Chinese authorities made an all-out effort to improve air quality during the 2008 Summer Olympics, curtailing vehicle movements and relocating outdated, polluting factories.
The relief was temporary, as curbs on factories were relaxed and car sales continued to rocket.
It is still a sensitive issue, especially as Beijing tries to position itself as a global business hub.
Last month, a senior Chinese official demanded foreign embassies stop issuing air pollution readings, saying it was against the law and diplomatic conventions, in pointed criticism of the U.S. Embassy index.
The Beijing authorities say they are well aware of the air pollution problem.
“We are trying to improve air quality. It is not only to attract investment from abroad; we are also doing it for the health of all Beijingers,” an official at Beijing’s environmental protection bureau told Reuters, speaking on condition of anonymity.
Elsewhere in China, there have been protests in recent weeks over threats to the environment.
On Saturday, officials cancelled an industrial waste pipeline project after anti-pollution demonstrators occupied a government office in eastern China, destroying computers and overturning cars.
Earlier this month, thousands took to the streets in Sichuan province’s Shifang town to protest against a $1.6 billion copper refinery they feared would poison their families.

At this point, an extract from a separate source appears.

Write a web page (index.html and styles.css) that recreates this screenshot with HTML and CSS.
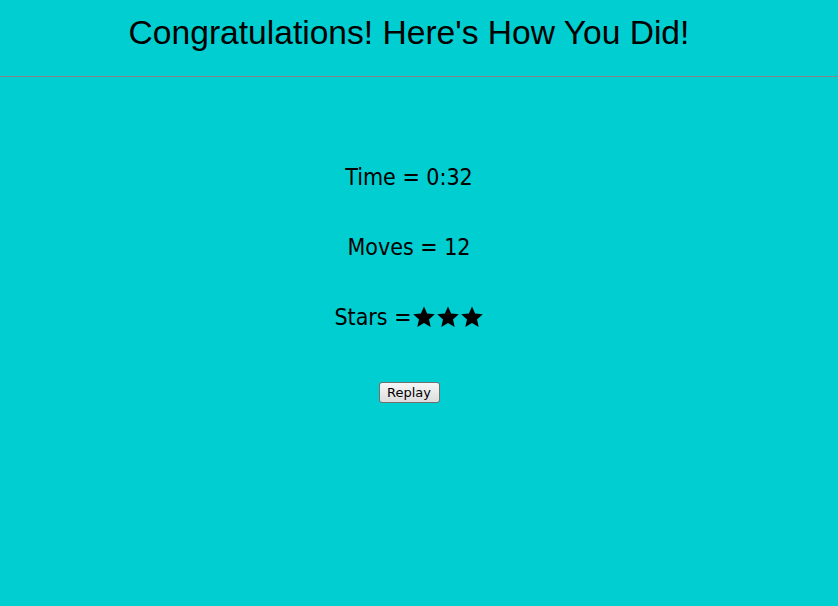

The city government swiftly called off the project.
For expatriates in Beijing, especially from the West, air pollution is not the only challenge.
English is not widely spoken, public transport is often crowded, food safety is a worry and tight controls on the Internet mean websites like Facebook and Twitter are hard to access.
“For expat staff themselves looking to move here, the concerns they invariably express to me are: first and foremost safety of consumables and/or prevalence of fake and adulterated groceries, drinking water, pet food and so on, and then the high fees associated with international schools. Pollution is mentioned, but only in passing,” said a consultant who advises foreign businesses operating in China.
“However, that said, a number of clients and friends of mine are now angling to leave China after having been here a few years, and a major factor in that desire is pollution,” added the consultant, who asked not to be identified.
Last week, Charlie Custer, Beijing-based editor-in-chief of the respected ChinaGeeks blog, announced he and his wife were leaving for the United States, partly because of the pollution.
“I like breathing,” he wrote. “There’s really nothing forcing me to live in Beijing. It is, in many ways, a wonderful city, and it’s probably the most fascinating, exciting place I have ever lived. However, it was also killing me.
“Obviously there are millions of families in Beijing, and they deal. Certainly, we could deal too. But the question I couldn’t stop asking myself was, why should we?”
It is hard to gauge exactly how many foreigners are leaving due to pollution as there are no official numbers.
Yet the city and China generally remains an attractive place to live for many, especially as its economy booms despite turmoil in Europe and a slow recovery in the United States.
“Beijing is obviously more polluted and it’s not ideal, but senior executives or directors move jobs because of their career,” said Cater Yang, managing director for China at global placement agency Robert Walters. “The China experience will make their career shine more.”
The people with some of the best knowledge about expatriate movements — moving companies — say Beijing keeps drawing in foreigners.
“China’s certainly a popular destination,” said Nick Dobson, Corporate Services Manager North China for Crown Relocations.
“We’re busier,” he added. “The rental market continues to rise, and the demand for quality expat housing is outrageous.”